> [DIRECTIVE]
Copy the lines below as they are; omit the images they contain.

------------------------------

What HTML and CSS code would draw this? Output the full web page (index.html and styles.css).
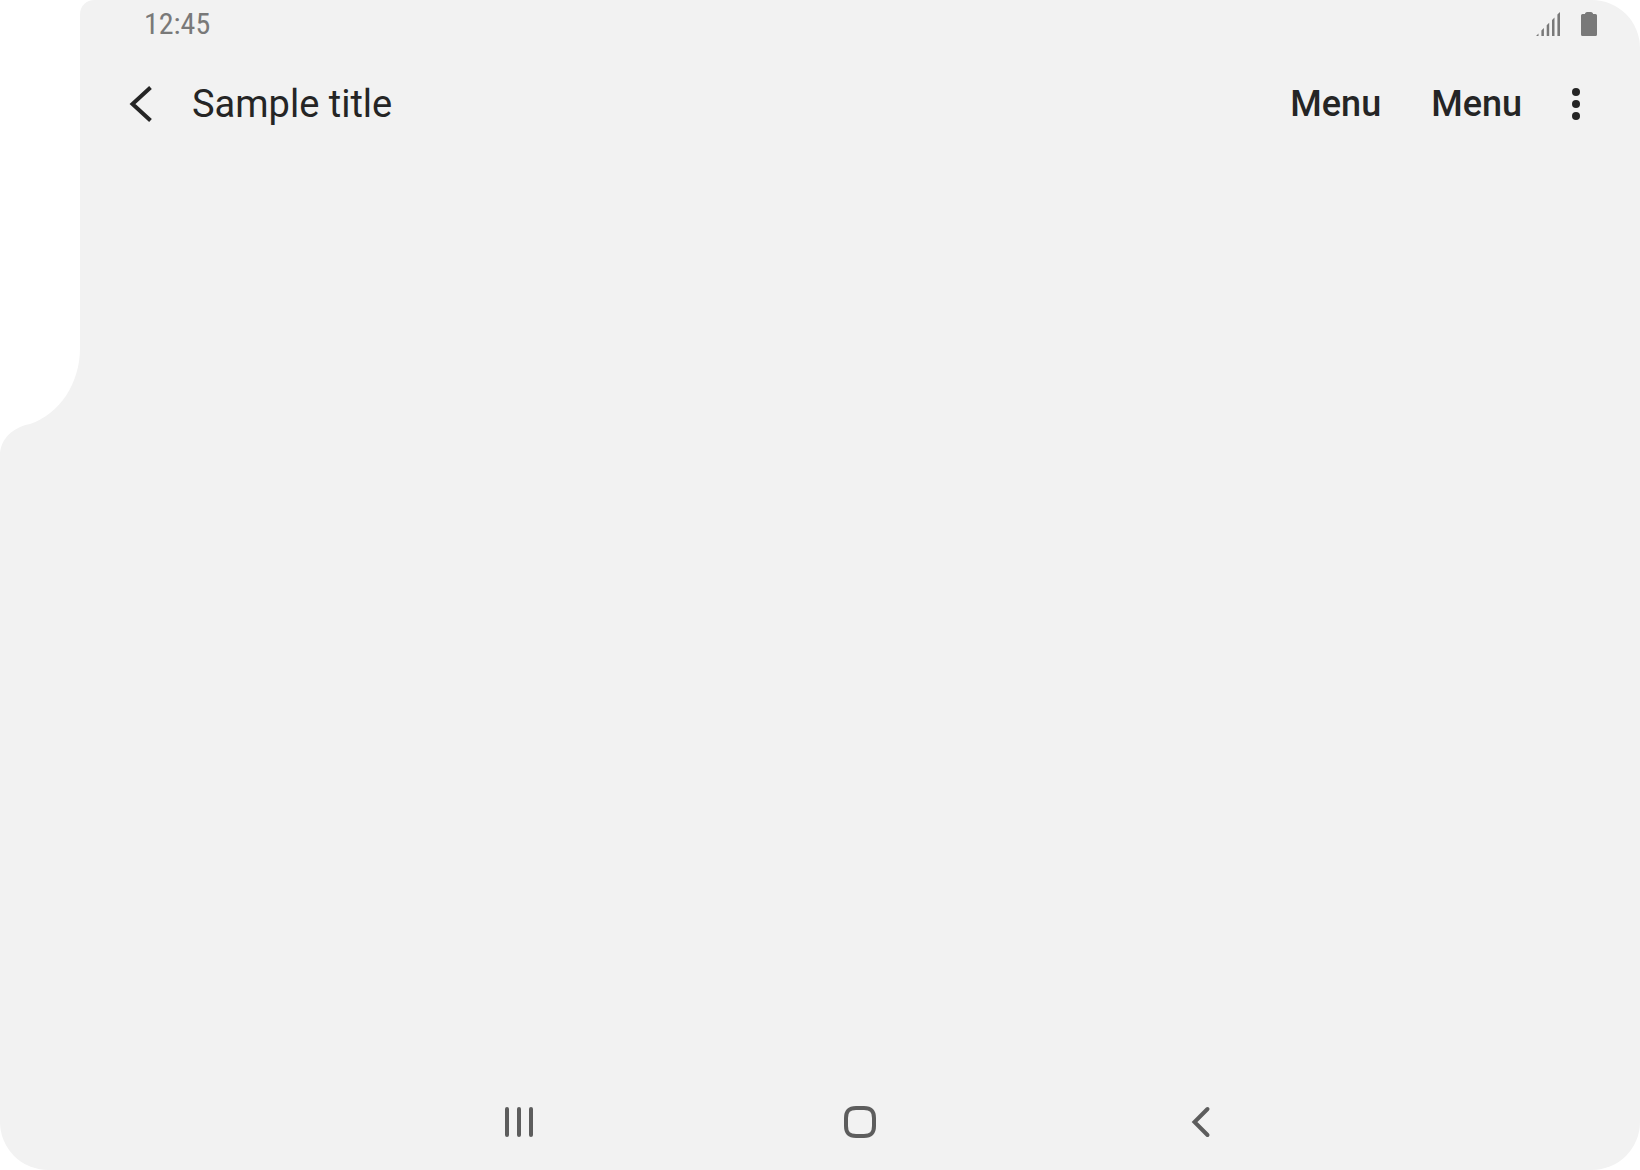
FILE: index.html
```html
<!DOCTYPE html>
<html lang="en">
<head>
<meta charset="utf-8">
<meta name="viewport" content="width=device-width, initial-scale=1">
<title>Sample title</title>
<link rel="stylesheet" href="styles.css">
</head>
<body>
<div class="screen">
  <svg class="cutout" width="95" height="456" viewBox="0 0 95 456" aria-hidden="true"><path d="M0 0H95C86 0 80 6 80 15V348C80 383 60 414 30 424C11 428 0 440 0 456Z"/></svg>
  <header>
    <div class="status">
      <time class="clock">12:45</time>
      <div class="indicators">
        <svg width="24" height="24" viewBox="0 0 24 24" role="img" aria-label="Signal"><path d="M0 24L2.500 21.500V24ZM5.400 24V18.600L7.900 16.100V24ZM10.700 24V13.300L13.200 10.800V24ZM16 24V8L18.500 5.500V24ZM21.400 24V2.600L24 0V24Z"/></svg>
        <svg width="16" height="24" viewBox="0 0 16 24" role="img" aria-label="Battery"><path d="M4 2V1.500Q4.500 0 6 0H10Q11.500 0 12 1.500V2H14.500Q16 2 16 3.500V22.500Q16 24 14.500 24H1.500Q0 24 0 22.500V3.500Q0 2 1.500 2Z"/></svg>
      </div>
    </div>
    <div class="app-bar">
      <button class="icon-button" type="button" aria-label="Navigate up"><svg width="24" height="36" viewBox="0 0 24 36"><path class="up" d="M22.500 1.500L4.500 18L22.500 34.500"/></svg></button>
      <h1 class="title">Sample title</h1>
      <div class="actions">
        <button class="action" type="button">Menu</button>
        <button class="action" type="button">Menu</button>
        <button class="icon-button more" type="button" aria-label="More options"><svg width="8" height="32" viewBox="0 0 8 32"><circle cx="4" cy="4" r="4"/><circle cx="4" cy="16" r="4"/><circle cx="4" cy="28" r="4"/></svg></button>
      </div>
    </div>
  </header>
  <main class="content"></main>
  <nav class="nav-bar" aria-label="System navigation">
    <div class="nav-keys">
      <button class="nav-key" type="button" aria-label="Recents"><svg width="32" height="32" viewBox="0 0 32 32"><path d="M4 3V29M16 3V29M28 3V29"/></svg></button>
      <button class="nav-key" type="button" aria-label="Home"><svg width="32" height="32" viewBox="0 0 32 32"><path d="M12 2H20C27 2 30 5 30 12V20C30 27 27 30 20 30H12C5 30 2 27 2 20V12C2 5 5 2 12 2Z"/></svg></button>
      <button class="nav-key" type="button" aria-label="Back"><svg width="32" height="32" viewBox="0 0 32 32"><path d="M22.500 3L9.500 16L22.500 29"/></svg></button>
    </div>
  </nav>
</div>
</body>
</html>
```
FILE: styles.css
```css
* {
  box-sizing: border-box;
}

body {
  margin: 0;
  background: #fff;
  color: #252525;
  font-family: Roboto, "Liberation Sans", sans-serif;
}

svg {
  display: block;
}

button {
  display: flex;
  align-items: center;
  justify-content: center;
  padding: 0;
  border: 0;
  background: none;
  color: inherit;
  font: inherit;
}

.screen {
  position: relative;
  display: flex;
  flex-direction: column;
  min-height: 100vh;
  padding-left: 80px;
  overflow: hidden;
  border-radius: 0 48px 48px 48px;
  background: #f2f2f2;
}

.cutout {
  position: absolute;
  top: 0;
  left: 0;
  fill: #fff;
}

.status {
  display: flex;
  align-items: center;
  justify-content: space-between;
  height: 48px;
  padding: 0 43px 0 64px;
  color: #797979;
}

.clock {
  font-family: "Roboto Condensed", Roboto, sans-serif;
  font-size: 30px;
  line-height: 48px;
}

.indicators {
  display: flex;
  gap: 21px;
  fill: currentColor;
}

.app-bar {
  display: flex;
  align-items: center;
  gap: 28px;
  height: 112px;
  padding: 0 40px 0 36px;
}

.icon-button {
  width: 48px;
  height: 48px;
  fill: currentColor;
}

.up {
  fill: none;
  stroke: currentColor;
  stroke-width: 4;
}

.title {
  margin: 0;
  font-size: 38px;
  font-weight: 400;
  line-height: 48px;
}

.actions {
  display: flex;
  align-items: center;
  gap: 50px;
  margin-left: auto;
}

.action {
  font-size: 36px;
  font-weight: 500;
  line-height: 48px;
}

.more {
  margin-left: -20px;
}

.content {
  flex: 1;
}

.nav-bar {
  display: flex;
  justify-content: center;
  height: 96px;
}

.nav-keys {
  display: grid;
  grid-template-columns: repeat(3, 1fr);
  width: 100%;
  max-width: 1024px;
}

.nav-key {
  color: #5d5d5d;
}

.nav-key path {
  fill: none;
  stroke: currentColor;
  stroke-width: 4;
  stroke-linecap: round;
}
```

------------------------------

> [EXERCISE SOLUTION]
What HTML and CSS code would draw this? Output the full web page (index.html and styles.css).
FILE: index.html
```html
<!DOCTYPE html>
<html lang="en">
<head>
<meta charset="utf-8">
<meta name="viewport" content="width=device-width, initial-scale=1">
<title>Sample title</title>
<link rel="stylesheet" href="styles.css">
</head>
<body>
<div class="screen">
  <svg class="cutout" width="95" height="456" viewBox="0 0 95 456" aria-hidden="true"><path d="M0 0H95C86 0 80 6 80 15V348C80 383 60 414 30 424C11 428 0 440 0 456Z"/></svg>
  <header>
    <div class="status">
      <time class="clock">12:45</time>
      <div class="indicators">
        <svg width="24" height="24" viewBox="0 0 24 24" role="img" aria-label="Signal"><path d="M0 24L2.500 21.500V24ZM5.400 24V18.600L7.900 16.100V24ZM10.700 24V13.300L13.200 10.800V24ZM16 24V8L18.500 5.500V24ZM21.400 24V2.600L24 0V24Z"/></svg>
        <svg width="16" height="24" viewBox="0 0 16 24" role="img" aria-label="Battery"><path d="M4 2V1.500Q4.500 0 6 0H10Q11.500 0 12 1.500V2H14.500Q16 2 16 3.500V22.500Q16 24 14.500 24H1.500Q0 24 0 22.500V3.500Q0 2 1.500 2Z"/></svg>
      </div>
    </div>
    <div class="app-bar">
      <button class="icon-button" type="button" aria-label="Navigate up"><svg width="24" height="36" viewBox="0 0 24 36"><path class="up" d="M22.500 1.500L4.500 18L22.500 34.500"/></svg></button>
      <h1 class="title">Sample title</h1>
      <div class="actions">
        <button class="action" type="button">Menu</button>
        <button class="action" type="button">Menu</button>
        <button class="icon-button more" type="button" aria-label="More options"><svg width="8" height="32" viewBox="0 0 8 32"><circle cx="4" cy="4" r="4"/><circle cx="4" cy="16" r="4"/><circle cx="4" cy="28" r="4"/></svg></button>
      </div>
    </div>
  </header>
  <main class="content"></main>
  <nav class="nav-bar" aria-label="System navigation">
    <div class="nav-keys">
      <button class="nav-key" type="button" aria-label="Recents"><svg width="32" height="32" viewBox="0 0 32 32"><path d="M4 3V29M16 3V29M28 3V29"/></svg></button>
      <button class="nav-key" type="button" aria-label="Home"><svg width="32" height="32" viewBox="0 0 32 32"><path d="M12 2H20C27 2 30 5 30 12V20C30 27 27 30 20 30H12C5 30 2 27 2 20V12C2 5 5 2 12 2Z"/></svg></button>
      <button class="nav-key" type="button" aria-label="Back"><svg width="32" height="32" viewBox="0 0 32 32"><path d="M22.500 3L9.500 16L22.500 29"/></svg></button>
    </div>
  </nav>
</div>
</body>
</html>
```
FILE: styles.css
```css
* {
  box-sizing: border-box;
}

body {
  margin: 0;
  background: #fff;
  color: #252525;
  font-family: Roboto, "Liberation Sans", sans-serif;
}

svg {
  display: block;
}

button {
  display: flex;
  align-items: center;
  justify-content: center;
  padding: 0;
  border: 0;
  background: none;
  color: inherit;
  font: inherit;
}

.screen {
  position: relative;
  display: flex;
  flex-direction: column;
  min-height: 100vh;
  padding-left: 80px;
  overflow: hidden;
  border-radius: 0 48px 48px 48px;
  background: #f2f2f2;
}

.cutout {
  position: absolute;
  top: 0;
  left: 0;
  fill: #fff;
}

.status {
  display: flex;
  align-items: center;
  justify-content: space-between;
  height: 48px;
  padding: 0 43px 0 64px;
  color: #797979;
}

.clock {
  font-family: "Roboto Condensed", Roboto, sans-serif;
  font-size: 30px;
  line-height: 48px;
}

.indicators {
  display: flex;
  gap: 21px;
  fill: currentColor;
}

.app-bar {
  display: flex;
  align-items: center;
  gap: 28px;
  height: 112px;
  padding: 0 40px 0 36px;
}

.icon-button {
  width: 48px;
  height: 48px;
  fill: currentColor;
}

.up {
  fill: none;
  stroke: currentColor;
  stroke-width: 4;
}

.title {
  margin: 0;
  font-size: 38px;
  font-weight: 400;
  line-height: 48px;
}

.actions {
  display: flex;
  align-items: center;
  gap: 50px;
  margin-left: auto;
}

.action {
  font-size: 36px;
  font-weight: 500;
  line-height: 48px;
}

.more {
  margin-left: -20px;
}

.content {
  flex: 1;
}

.nav-bar {
  display: flex;
  justify-content: center;
  height: 96px;
}

.nav-keys {
  display: grid;
  grid-template-columns: repeat(3, 1fr);
  width: 100%;
  max-width: 1024px;
}

.nav-key {
  color: #5d5d5d;
}

.nav-key path {
  fill: none;
  stroke: currentColor;
  stroke-width: 4;
  stroke-linecap: round;
}
```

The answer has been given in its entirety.